3. Skandal e-KTP: Peran Sentral dan Uang Harus Dikembalikan
Dalam kasus mega-korupsi e-KTP yang mencuat sejak 2017, Setya Novanto terbukti menggunakan posisinya sebagai Ketua Fraksi Golkar dan anggota DPR RI untuk mengatur proses anggaran proyek senilai Rp 5,9 triliun. Ia juga meminta “jatah” komisi sebesar 10 persen dari pemenang tender, yaitu Paulus Tannos.
Majelis hakim pada 2018 menjatuhkan pidana 15 tahun penjara, denda Rp 500 juta subsider 3 bulan kurungan, serta mewajibkan Novanto membayar uang pengganti senilai USD 7,3 juta, yang disebut sebagai bagian dari keuntungan ilegal yang diterimanya dalam proyek pengadaan KTP elektronik tersebut.
4. Jejak Kasus: Dari Pengaruh Politik ke Kecelakaan Mobil di Permata Hijau
Kasus Setya Novanto tidak hanya mengguncang DPR, tetapi juga menjadi cerita yang penuh drama. Salah satu momen paling diingat publik adalah ketika ia mengalami kecelakaan tunggal di kawasan Permata Hijau, Jakarta, pada 16 November 2017, saat hendak memenuhi panggilan Komisi Pemberantasan Korupsi (KPK).
Publik menduga kecelakaan itu sebagai upaya menghindari pemeriksaan, meskipun akhirnya Setya Novanto berhasil ditangkap dan menjalani proses hukum. Penangkapan ini menjadi simbol penting dalam perlawanan terhadap korupsi politik yang selama ini dinilai kebal hukum.
5. Reaksi Publik dan Tantangan Konsistensi Hukum Antikorupsi
Keputusan Mahkamah Agung yang memberikan keringanan kepada Setya Novanto menuai respons beragam. Sebagian pihak menilai ini sebagai ironi dalam sistem hukum Indonesia, terutama di tengah upaya pemerintah dan lembaga antirasuah untuk menunjukkan sikap tegas terhadap korupsi.
Diskon hukuman terhadap pelaku utama dalam mega-korupsi e-KTP dikhawatirkan akan melemahkan semangat pemberantasan korupsi, sekaligus menimbulkan kesan bahwa pelaku kejahatan besar masih bisa mendapatkan perlakuan istimewa melalui jalur hukum tertentu.

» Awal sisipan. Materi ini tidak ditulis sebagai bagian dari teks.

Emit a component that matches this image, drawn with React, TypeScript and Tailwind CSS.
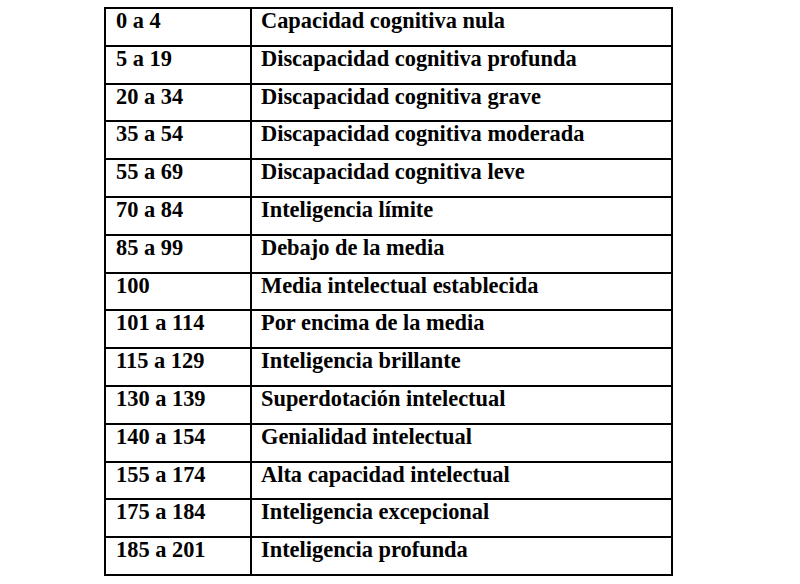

6. Evaluasi dan Transparansi: Harapan Terhadap Lembaga Peradilan
Kasus ini kembali mempertegas pentingnya transparansi dalam proses peninjauan kembali dan keputusan lembaga peradilan. Harus ada evaluasi menyeluruh terhadap alasan pengurangan hukuman dan sejauh mana dampaknya terhadap keadilan publik dan efek jera.
Jika alasan PK hanya didasarkan pada aspek prosedural atau tafsir hukum semata tanpa mempertimbangkan besar kerugian negara dan dampak sosial, maka kepercayaan masyarakat terhadap integritas hukum dapat tergerus.